Evaluate variable contribution for targeted observations according to SHapley Additive exPlanations (SHAP).

variable_contrib(
  model,
  var_occ,
  var_occ_analysis,
  shap_nsim = 100,
  visualize = FALSE,
  seed = 10,
  pfun = .pfun_shap
)

Arguments

model

(isolation_forest or other model) The SDM. It could be the item model of POIsotree made by function isotree_po. It also could be other user-fitted models as long as the pfun can work on it.

var_occ

(data.frame, tibble) The data.frame style table that include values of environmental variables at occurrence locations.

var_occ_analysis

(data.frame, tibble) The data.frame style table that include values of environmental variables at occurrence locations for analysis. It could be either var_occ or its subset, or any new dataset.

shap_nsim

(integer) The number of Monte Carlo repetitions in SHAP method to use for estimating each Shapley value. See details in documentation of function explain in package fastshap.

visualize

(logical) if TRUE, plot the response curves. The default is FALSE.

seed

(integer) The seed for any random progress. The default is 10L.

pfun

(function) The predict function that requires two arguments, object and newdata. It is only required when model is not isolation_forest.

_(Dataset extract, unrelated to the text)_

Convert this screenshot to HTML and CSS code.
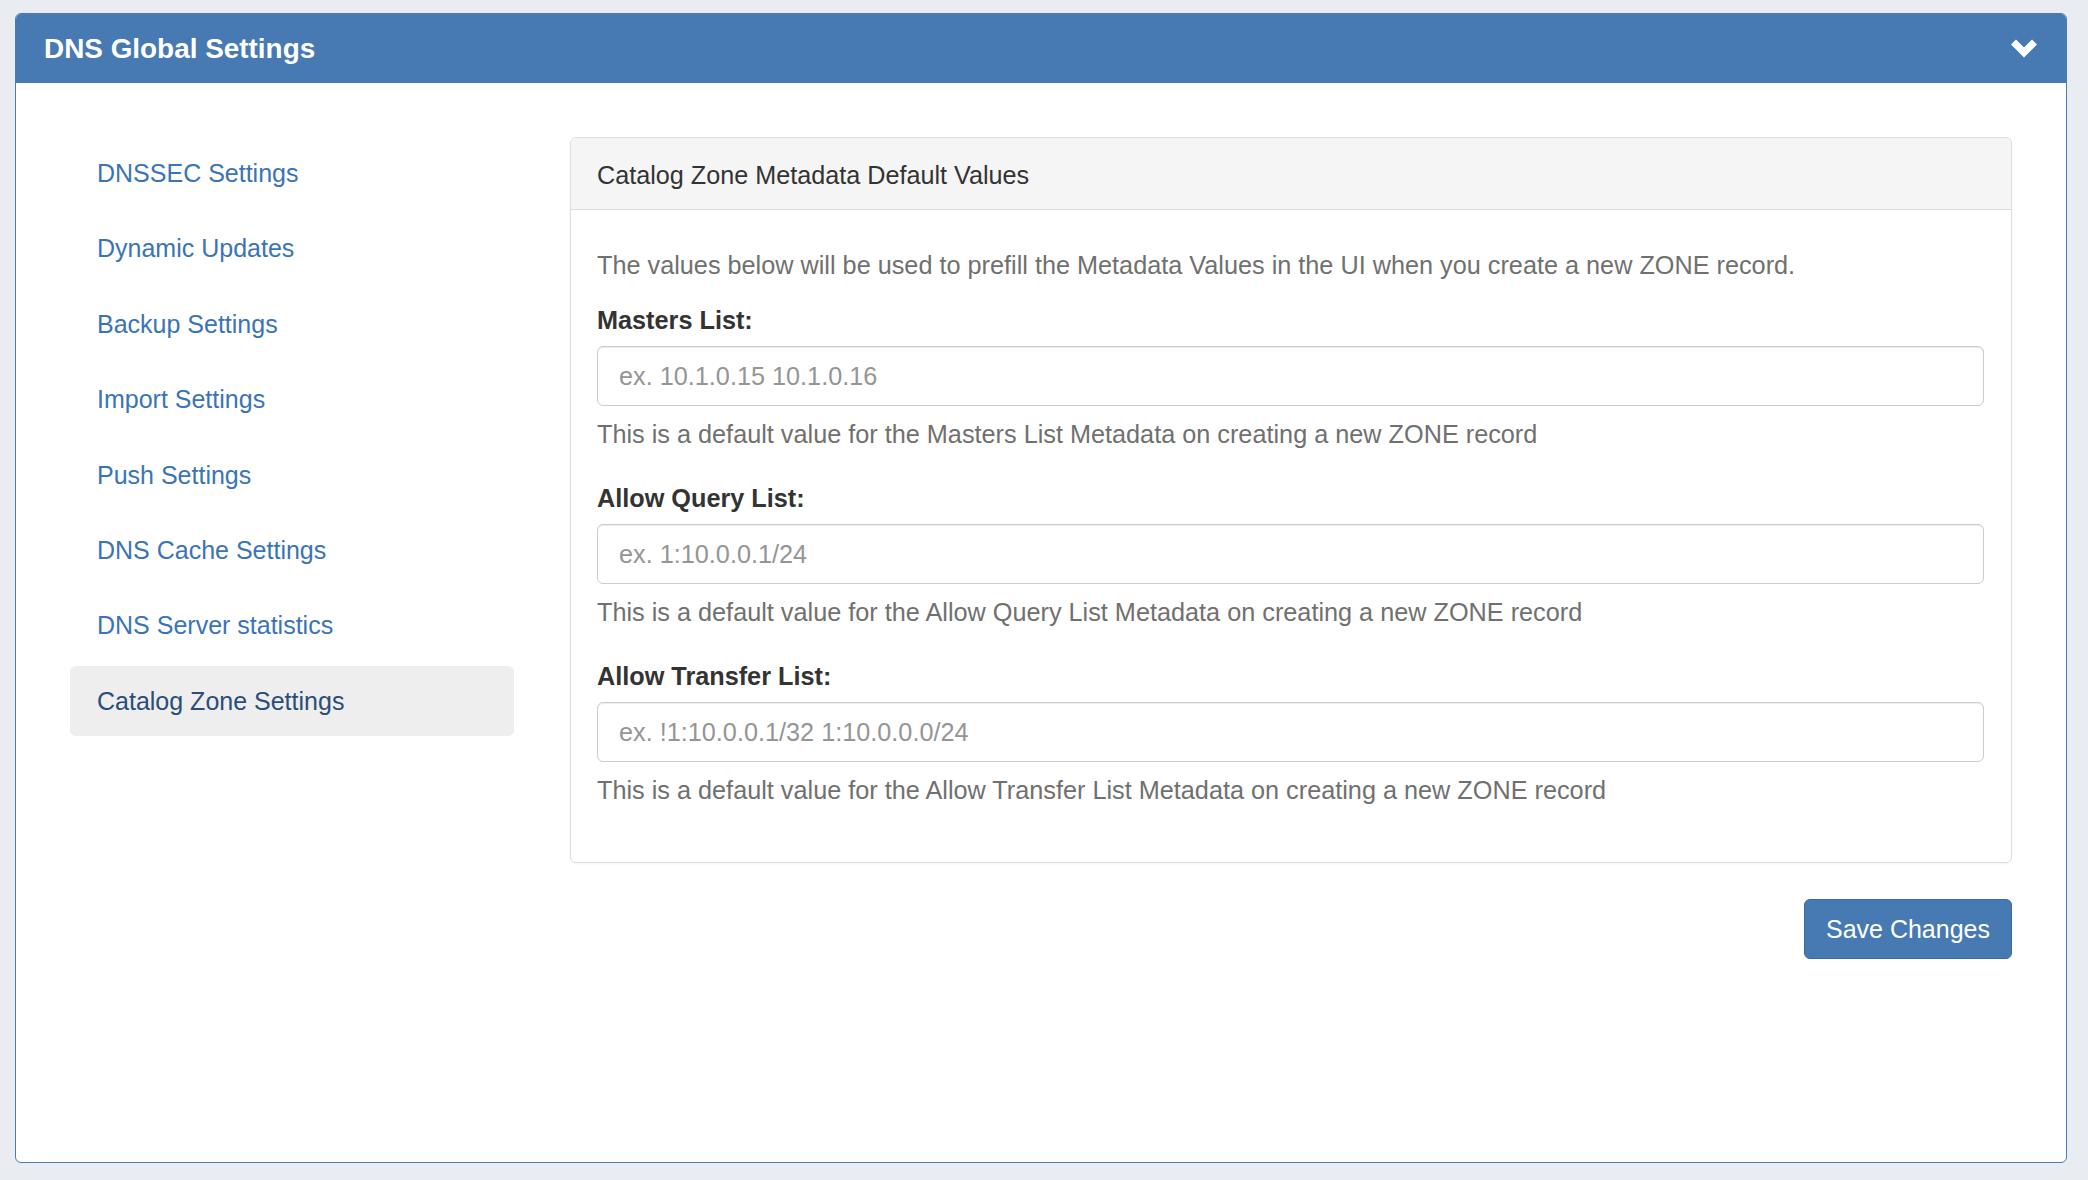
FILE: index.html
```html
<!DOCTYPE html>
<html lang="en">

<head>
    <meta charset="UTF-8">
    <meta name="viewport" content="width=device-width, initial-scale=1.0">
    <title>DNS Global Settings</title>
    <link rel="stylesheet" href="styles.css">
</head>

<body>
    <div class="panel">
        <div class="panel-heading">
            <h3 class="panel-title">DNS Global Settings</h3>
            <svg class="chevron" width="28" height="20" viewBox="0 0 28 20">
                <polyline points="3.5,3 14,13.5 24.5,3" fill="none" stroke="#fff" stroke-width="7" stroke-linejoin="miter"></polyline>
            </svg>
        </div>
        <div class="panel-body">
            <ul class="side-nav">
                <li><a href="#">DNSSEC Settings</a></li>
                <li><a href="#">Dynamic Updates</a></li>
                <li><a href="#">Backup Settings</a></li>
                <li><a href="#">Import Settings</a></li>
                <li><a href="#">Push Settings</a></li>
                <li><a href="#">DNS Cache Settings</a></li>
                <li><a href="#">DNS Server statistics</a></li>
                <li class="active"><a href="#">Catalog Zone Settings</a></li>
            </ul>
            <div class="content">
                <div class="card">
                    <div class="card-heading">Catalog Zone Metadata Default Values</div>
                    <div class="card-body">
                        <p class="intro">The values below will be used to prefill the Metadata Values in the UI when you create a new ZONE record.</p>
                        <div class="form-group">
                            <label for="masters">Masters List:</label>
                            <input type="text" id="masters" class="form-control" placeholder="ex. 10.1.0.15 10.1.0.16">
                            <span class="help-block">This is a default value for the Masters List Metadata on creating a new ZONE record</span>
                        </div>
                        <div class="form-group">
                            <label for="query">Allow Query List:</label>
                            <input type="text" id="query" class="form-control" placeholder="ex. 1:10.0.0.1/24">
                            <span class="help-block">This is a default value for the Allow Query List Metadata on creating a new ZONE record</span>
                        </div>
                        <div class="form-group">
                            <label for="transfer">Allow Transfer List:</label>
                            <input type="text" id="transfer" class="form-control" placeholder="ex. !1:10.0.0.1/32 1:10.0.0.0/24">
                            <span class="help-block">This is a default value for the Allow Transfer List Metadata on creating a new ZONE record</span>
                        </div>
                    </div>
                </div>
                <div class="actions">
                    <button class="btn">Save Changes</button>
                </div>
            </div>
        </div>
    </div>
</body>

</html>
```

FILE: styles.css
```css
* {
    box-sizing: border-box;
}

body {
    margin: 0;
    padding: 13px 21px 17px 15px;
    background-color: #e9edf1;
    font-family: "Liberation Sans", Arial, sans-serif;
    font-size: 25px;
    color: #333;
}

.panel {
    height: 1150px;
    background-color: #fff;
    border: 1px solid #4a7bb4;
    border-radius: 6px;
    overflow: hidden;
}

.panel-heading {
    height: 69px;
    background-color: #477ab3;
    display: flex;
    align-items: center;
    justify-content: space-between;
    padding: 0 28px;
}

.panel-title {
    margin: 0;
    color: #fff;
    font-size: 27.9px;
    font-weight: bold;
}

.chevron {
    display: block;
}

.panel-body {
    display: grid;
    grid-template-columns: 444px 1fr;
    column-gap: 56px;
    padding: 54px 54px;
}

.side-nav {
    list-style: none;
    margin: 1px 0 0 0;
    padding: 0;
}

.side-nav li {
    margin-bottom: 5.4px;
}

.side-nav a {
    display: block;
    height: 70px;
    line-height: 70px;
    padding: 0 27px;
    color: #3a74b6;
    text-decoration: none;
    border-radius: 6px;
}

.side-nav .active a {
    background-color: #eeeeee;
    color: #2b4d78;
}

.card {
    border: 1px solid #dddddd;
    border-radius: 6px;
    box-shadow: 0 1px 2px rgba(0, 0, 0, 0.05);
}

.card-heading {
    height: 72px;
    line-height: 70px;
    padding: 2px 26px 0 26px;
    background-color: #f5f5f5;
    border-bottom: 1px solid #dddddd;
    border-radius: 6px 6px 0 0;
    font-size: 25.2px;
}

.card-body {
    padding: 38px 27px 25px 26px;
    font-size: 25.25px;
}

.intro {
    margin: 0 0 21px 0;
    line-height: 34px;
    color: #707070;
}

.form-group {
    margin-bottom: 30px;
}

label {
    display: block;
    font-weight: bold;
    line-height: 34px;
    margin-bottom: 9px;
}

.form-control {
    display: block;
    width: 100%;
    height: 60px;
    padding: 0 21px;
    border: 1px solid #cccccc;
    border-radius: 6px;
    box-shadow: inset 0 1px 1px rgba(0, 0, 0, 0.075);
    font-family: "Liberation Sans", Arial, sans-serif;
    font-size: 25.25px;
    color: #555;
}

.form-control::placeholder {
    color: #959595;
}

.help-block {
    display: block;
    margin-top: 11px;
    line-height: 34px;
    color: #707070;
}

.actions {
    display: flex;
    justify-content: flex-end;
    margin-top: 36px;
}

.btn {
    height: 60px;
    width: 208px;
    background-color: #477ab3;
    border: 1px solid #3b6a9f;
    border-radius: 6px;
    color: #fff;
    font-family: "Liberation Sans", Arial, sans-serif;
    font-size: 25px;
}
```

The default is the wrapper function designed for iForest model in itsdm.

Value

(VariableContribution) A list of

  • shapley_values (data.frame) A table of Shapley values of each variables for all observations

  • feature_values (tibble) A table of values of each variables for all observations

See also

Examples


# Using a pseudo presence-only occurrence dataset of
# virtual species provided in this package
library(dplyr)
library(sf)
library(stars)
library(itsdm)

# Prepare data
data("occ_virtual_species")
obs_df <- occ_virtual_species %>% filter(usage == "train")
eval_df <- occ_virtual_species %>% filter(usage == "eval")
x_col <- "x"
y_col <- "y"
obs_col <- "observation"

# Format the observations
obs_train_eval <- format_observation(
  obs_df = obs_df, eval_df = eval_df,
  x_col = x_col, y_col = y_col, obs_col = obs_col,
  obs_type = "presence_only")

env_vars <- system.file(
  'extdata/bioclim_tanzania_10min.tif',
  package = 'itsdm') %>% read_stars() %>%
  slice('band', c(1, 5, 12))

# With imperfect_presence mode,
mod <- isotree_po(
  obs_mode = "imperfect_presence",
  obs = obs_train_eval$obs,
  obs_ind_eval = obs_train_eval$eval,
  variables = env_vars, ntrees = 5,
  sample_size = 0.8, ndim = 1L,
  seed = 123L, nthreads = 1,
  response = FALSE,
  spatial_response = FALSE,
  check_variable = FALSE)

var_contribution <- variable_contrib(
  model = mod$model,
  var_occ = mod$vars_train,
  var_occ_analysis = mod$vars_train %>% slice(1:2))
if (FALSE) {
plot(var_contribution,
  num_features = 3,
  plot_each_obs = TRUE)

# Plot together
plot(var_contribution)
}